RHS

1939 Bicycle Derby Draws Huge Crowd

Bicycle Derby 1939

Photo caption: Shown above are four typical scenes at Redmond’s big bicycle derby celebration last Saturday afternoon. The two outside pictures show two of the younger groups of contestants getting ready to start off on their 26-mile grind around Lake Sammamish. The second shows one of the Redmond youngsters all dolled-up in an unusual costume to take part in the kids’ parade. In the third are pictured Mayor Bill Brown and School Superintendent Ivan Travis ready to start the contestants off. It was the biggest day Redmond had seen in five years.

 

Article Reproduced from Eastside Journal August 24, 1939

Redmondites were all agog this week, still talking of the bicycle derby, the crowds and the big time that put Redmond into the headlines Saturday. The winners of the ‘round Lake Sammamish bicycle races were richer, the sponsors were proud of their work and everyone in general agreed that this festival should become an annual affair.

 

The biggest interest centered in the men’s race which had a prize of $25 at stake.

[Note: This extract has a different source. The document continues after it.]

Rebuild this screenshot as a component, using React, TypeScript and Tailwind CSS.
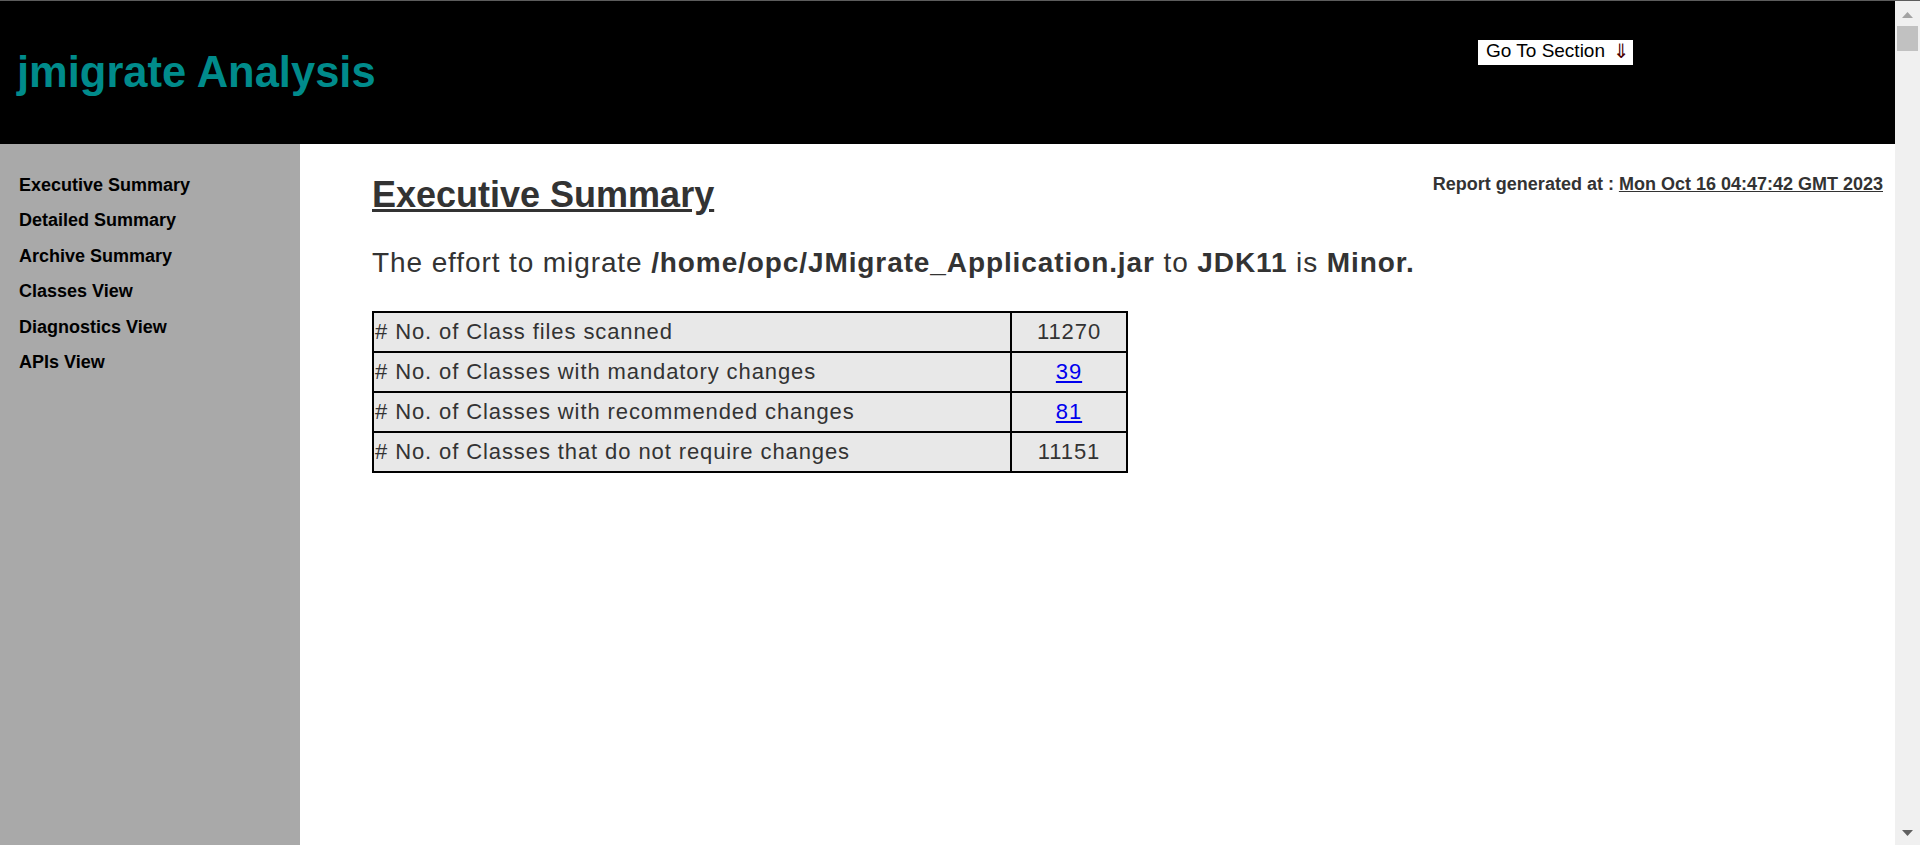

This event was won by Joe Richardson of Redmond, who pedaled around the lake in 1 hour, 30 minutes and 5 seconds  a record time for ordinary non-racer bicycles. (You try it if you don't think so!) Second and third prizes were won by George Hauser of Redmond, and Elwood Olsen of Bellevue, respectively.

 

In the women’s division (mostly girls, as the men's was mostly youths) first prize went to Eva Jean Prout of Kirkland, who cycled around the course in 1 hour, 46 minutes and 39 seconds. She was followed by Hope Allen of Seattle, second; and Patricia Moore of Harve, Montana, third.

 

The kids’ race was an exceptionally fast one – the winner, Earl Birge of Rose Hill, winning with a time of 1 hour, 36 minutes and 3 seconds. William Crowder of Snoqualmie and Stuart Peterson of Redmond were second and third respectively in this event.

 

At a special event seven older fellows made up a race partly to see which would win. The antics of these men drew much humorous comment, but the winner, Marshall Carlson, stepped right along to clock the time of 1 hour and 46 minutes.

 

During the races a kiddies’ parade passed in review before the spectators lining the streets of Redmond. First prize for costumes and acts went to a group from Campton, who played Indians.

 

After the races the crowd was entertained with 15 rounds of boxing by local boys, several tumbling acts by Redmond high school girls, trained last year by Miss Wilson, tap dancing, vocal numbers and several acts by a clown from Issaquah.

 

The carnival closed in the evening with street dancing to the tunes of Les LaBrie's orchestra while concession and merry–go–round were humming as they had since early afternoon.

 

All in all the affair was a huge success. The original goal of raising money for street decorations was exceeded and other advancements for the town are envisaged with the funds raised.